Two reports have come to my attention that highlight just how the world really sees the accountancy profession. The first was from Reuters, yesterday and said:
BRUSSELS (Reuters) - European Union finance ministers agreed new measures on Tuesday to force accountants and banks to report aggressive tax schemes that help companies shift profits to low-tax countries.

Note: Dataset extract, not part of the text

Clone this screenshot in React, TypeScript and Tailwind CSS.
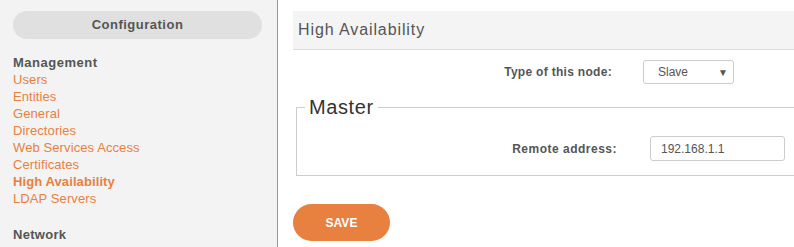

The second was from the OECD in the last few days:
Responding to a request of the G7, today, the OECD has issued new model disclosure rules that require lawyers, accountants, financial advisors, banks and other service providers to inform tax authorities of any schemes they put in place for their clients to avoid reporting under the OECD/G20 Common Reporting Standard (CRS) or prevent the identification of the beneficial owners of entities or trusts.
As they noted:
[T]here are still persons that, often with the help of advisors and financial intermediaries, continue to try hiding their offshore assets and fly under the radar of CRS reporting. The new rules released today target these persons and their advisers, by introducing an obligation on a wide range of intermediaries to disclose the schemes to circumvent CRS reporting to the tax authorities. The new rules also require the reporting of structures that hide beneficial owners of offshore assets, companies and trusts.
The sad fact is that accountants cannot be relied on to be compliant with the law without measures being specifically targeted at them.
Every time an accountant says that the ethical codes of their profession are enough to ensure high standards just remind them of this.